Creighton University - Center for Health Policy & Ethics

Helen Stanton Chapple PhD, RN, MA, CCRN, CT

Helen Stanton Chapple, PhD

Resident Faculty, Center for Health Policy and Ethics

PhD, Medical Anthropology, 2007, University of Virginia
MA, Clinical Ethics, 1994, University of Virginia
BSN, Nursing, 2008, Creighton University
AD, Nursing, 1987, Shenandoah University
BA, Psychology Major, 1971, George Washington University

Dr. Helen Stanton Chapple
Creighton University Medical Center
Center for Health Policy and Ethics
2500 California Plaza
Omaha, NE 68178
Phone: 402-280-2027
Fax: 402-280-5735
HelenChapple@creighton.edu

Biography

Dr. Helen Stanton Chapple entered nursing school after her experiences as a hospice volunteer. Her subsequent bedside experience has included oncology, research, hospice home care, cardiac and neuroscience critical care. A persistent interest in thanatology and the fate of hospitalized dying patients prompted her to pursue graduate study in ethics and then anthropology, finally resulting in her doctoral dissertation entitled “Dying to be Rescued: American Hospitals, Clinicians and Death.” In that work she used clinical ethnographies to compare how dying occurred in two hospitals, a Catholic community hospital and a teaching hospital, gathering data regarding 212 patients.

Dr. Chapple served on the University of Virginia Health System’s Ethics Committee for 10 years and was an instructor for the School of Medicine’s Introduction to Clinical Ethics course for five years.

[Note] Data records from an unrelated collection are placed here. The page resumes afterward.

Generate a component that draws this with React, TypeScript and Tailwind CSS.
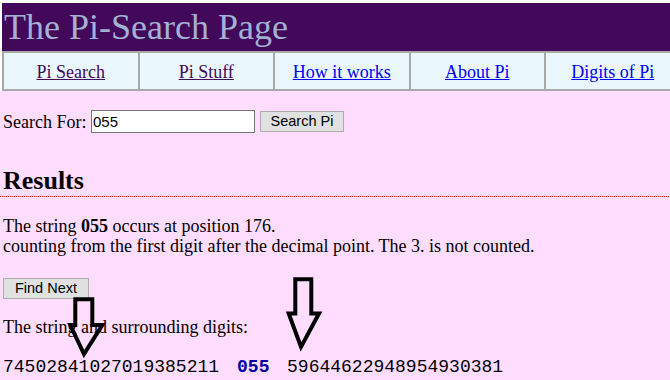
import React from "react";

const serif = "font-['Liberation_Serif','Times_New_Roman',serif]";

function NavCell({ label, visited }: { label: string; visited?: boolean }) {
  return (
    <div className="flex-none w-[135.5px] h-full flex items-center justify-center border-r-2 border-[#a9a9a9]">
      <a
        href="#"
        className={`underline text-[18px] leading-[20px] pt-[1px] ${visited ? "text-[#3f0a5c]" : "text-[#0000ff]"}`}
      >
        {label}
      </a>
    </div>
  );
}

function Arrows() {
  return (
    <svg
      className="absolute left-0 top-0 pointer-events-none"
      width={670}
      height={380}
      viewBox="0 0 670 380"
    >
      <path
        d="M75.3 299.3 L92.3 299.3 L92.3 325 L102.3 325 L84 354 L70.3 325 L75.3 325 Z"
        fill="none"
        stroke="#000"
        strokeWidth={4}
        strokeLinejoin="miter"
      />
      <path
        d="M295.3 279.3 L311.3 279.3 L311.3 313.5 L319 313.5 L301 347 L288.7 313.5 L295.3 313.5 Z"
        fill="none"
        stroke="#000"
        strokeWidth={4}
        strokeLinejoin="miter"
      />
    </svg>
  );
}

export default function App() {
  return (
    <div className={`relative w-[670px] h-[380px] overflow-hidden bg-[#ffddff] text-black ${serif}`}>
      {/* header */}
      <div className="bg-white pt-[3px] pl-[2px]">
        <div className="bg-[#42085a] h-[48px] pl-[2px] text-[36px] leading-[48px] text-[#a3b2d2] whitespace-nowrap">
          The Pi-Search Page
        </div>
        <div className="flex h-[40px] w-[700px] bg-[#eaf8fe] border-t-2 border-b-2 border-l-2 border-[#a9a9a9]">
          <NavCell label="Pi Search" visited />
          <NavCell label="Pi Stuff" visited />
          <NavCell label="How it works" />
          <NavCell label="About Pi" />
          <NavCell label="Digits of Pi" />
        </div>
      </div>

      {/* main */}
      <div className="pl-[3px]">
        <div className="mt-[19px] flex items-center h-[23px]">
          <span className="text-[18px] leading-[23px] pt-[1px] whitespace-nowrap">Search For:</span>
          <input
            readOnly
            value="055"
            className="ml-[4.5px] w-[164px] h-[23px] bg-white border border-[#767676] pl-[1px] text-[15px] font-['Liberation_Sans',Arial,sans-serif] text-black outline-none"
          />
          <button className="ml-[5px] w-[84px] h-[21px] bg-[#e1e1e1] border border-[#adadad] text-[14.5px] leading-[19px] font-['Liberation_Sans',Arial,sans-serif] text-black">
            Search Pi
          </button>
        </div>

        <h2 className="mt-[32px] text-[26px] leading-[31px] font-bold">Results</h2>
        <div className="-ml-[3px] h-px bg-[repeating-linear-gradient(90deg,#ff0000_0px,#ff0000_1px,transparent_1px,transparent_2px)]" />

        <p className="mt-[19px] text-[18px] leading-[20px]">
          The string <b>055</b> occurs at position 176.
          <br />
          counting from the first digit after the decimal point. The 3. is not counted.
        </p>

        <button className="mt-[22px] block w-[86px] h-[21px] bg-[#e1e1e1] border border-[#adadad] text-[14.5px] leading-[19px] font-['Liberation_Sans',Arial,sans-serif] text-black">
          Find Next
        </button>

        <p className="mt-[18px] text-[18px] leading-[20px]">The string and surrounding digits:</p>

        <div className="mt-[20px] flex text-[18px] leading-[20px] font-['Liberation_Mono','Courier_New',monospace] whitespace-nowrap">
          <span>74502841027019385211</span>
          <span className="ml-[18px] mr-[17.6px] font-bold text-[#0000a0]">055</span>
          <span>59644622948954930381</span>
        </div>
      </div>

      <Arrows />
    </div>
  );
}
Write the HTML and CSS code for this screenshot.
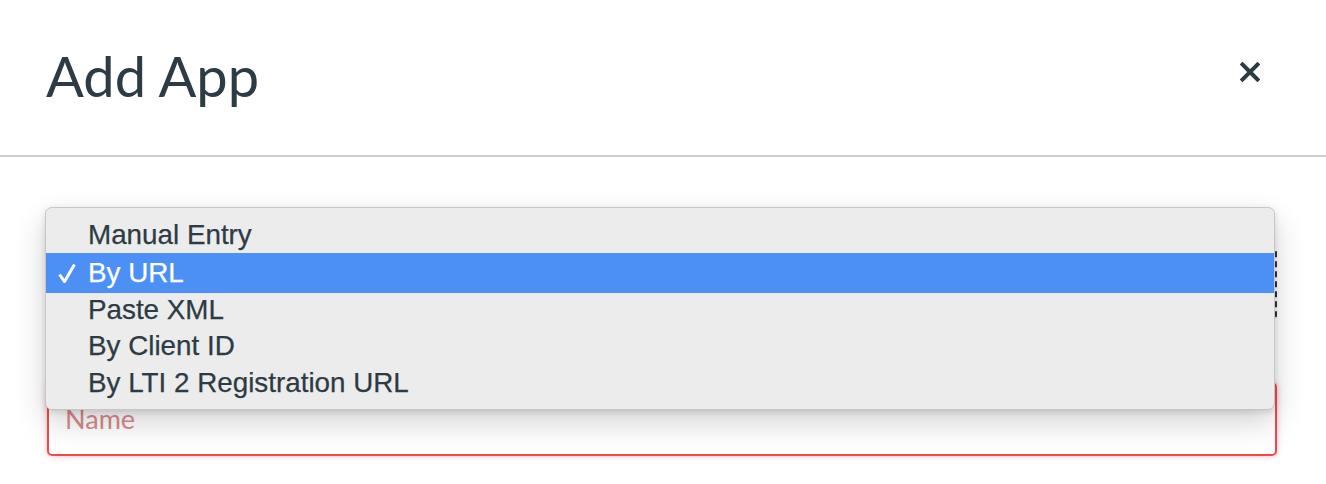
FILE: index.html
```html
<!DOCTYPE html>
<html lang="en">
<head>
<meta charset="utf-8">
<title>Add App</title>
<link rel="stylesheet" href="styles.css">
</head>
<body>
<div class="modal">
  <header class="modal-header">
    <h1 class="modal-title">Add App</h1>
    <button class="close-btn" aria-label="Close">
      <svg width="20" height="20" viewBox="0 0 20 20"><path d="M2.5 2.5 L17.5 17.5 M17.5 2.5 L2.5 17.5" stroke="#2d3b45" stroke-width="4" stroke-linecap="square" fill="none"/></svg>
    </button>
  </header>
  <div class="modal-body">
    <div class="select-box"></div>
    <div class="name-input"><span class="placeholder">Name</span></div>
    <ul class="menu">
      <li class="menu-item r1">Manual Entry</li>
      <li class="menu-item r2 selected"><svg class="check" width="18" height="20" viewBox="0 0 18 20"><path d="M1.5 11.5 L6.5 18.5 L16.5 1.5" stroke="#ffffff" stroke-width="3" stroke-linejoin="miter" fill="none"/></svg>By URL</li>
      <li class="menu-item r3">Paste XML</li>
      <li class="menu-item r4">By Client ID</li>
      <li class="menu-item r5">By LTI 2 Registration URL</li>
    </ul>
  </div>
</div>
</body>
</html>
```

FILE: styles.css
```css
html, body {
  margin: 0;
  padding: 0;
  background: #ffffff;
}
.modal {
  position: relative;
  width: 1326px;
  height: 484px;
  overflow: hidden;
  font-family: Lato, "Liberation Sans", sans-serif;
  color: #2d3b45;
}
.modal-header {
  display: flex;
  align-items: flex-start;
  justify-content: space-between;
  padding: 42px 66px 46px 46px;
  border-bottom: 2px solid #c7cdd1;
}
.modal-title {
  margin: 0;
  font-size: 56px;
  line-height: 67px;
  font-weight: 400;
  color: #2d3b45;
}
.close-btn {
  margin-top: 20px;
  padding: 0;
  border: 0;
  background: none;
  width: 20px;
  height: 20px;
  display: flex;
}
.modal-body {
  position: relative;
  padding: 90px 49px 0 47px;
  display: flex;
  flex-direction: column;
  gap: 63px;
}
.select-box {
  height: 72px;
  box-sizing: border-box;
  border: 1px solid #c7cdd1;
  border-right: 2px dashed #333;
  border-radius: 4px;
}
.name-input {
  height: 74px;
  box-sizing: border-box;
  border: 2px solid #f04a4f;
  border-radius: 5px;
  box-shadow: 0 0 6px rgba(240, 60, 70, 0.35);
  padding: 0 0 0 16px;
  display: flex;
  align-items: center;
}
.placeholder {
  font-size: 27px;
  color: #d98a8d;
  margin-top: -2px;
}
.menu {
  position: absolute;
  left: 45px;
  top: 50px;
  width: 1230px;
  height: 203px;
  box-sizing: border-box;
  margin: 0;
  padding: 8px 0 0 0;
  list-style: none;
  background: #ececec;
  border: 1px solid #c6c6c6;
  border-radius: 7px;
  box-shadow: 0 12px 30px rgba(0, 0, 0, 0.18), 0 2px 6px rgba(0, 0, 0, 0.12);
  font-family: "Liberation Sans", Arial, sans-serif;
  font-size: 27.8px;
  color: #2d3b45;
  -webkit-text-stroke: 0.25px currentColor;
}
.menu-item {
  position: relative;
  display: flex;
  align-items: center;
  padding-left: 42px;
  height: 37px;
}
.menu-item.r2 { height: 40px; }
.menu-item.r3 { height: 34px; }
.menu-item.selected {
  background: #4c8ff5;
  color: #ffffff;
}
.check {
  position: absolute;
  left: 12px;
  top: 10px;
}
```
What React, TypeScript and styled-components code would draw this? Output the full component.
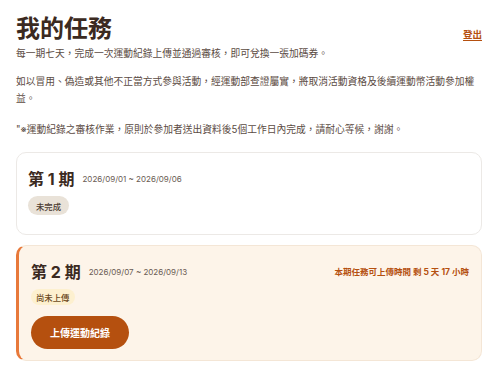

She served as co-founder and chair of the hospital’s Bereavement Services Committee. She has been an active member of the Association for Death Education and Counseling since 1989, serving as its President in 2007-2008.

She continues to be fascinated by American hospital cultures and how dying occurs within them. Her interests also include rescue as a cultural phenomenon, ritual, palliative care, and pandemic preparations.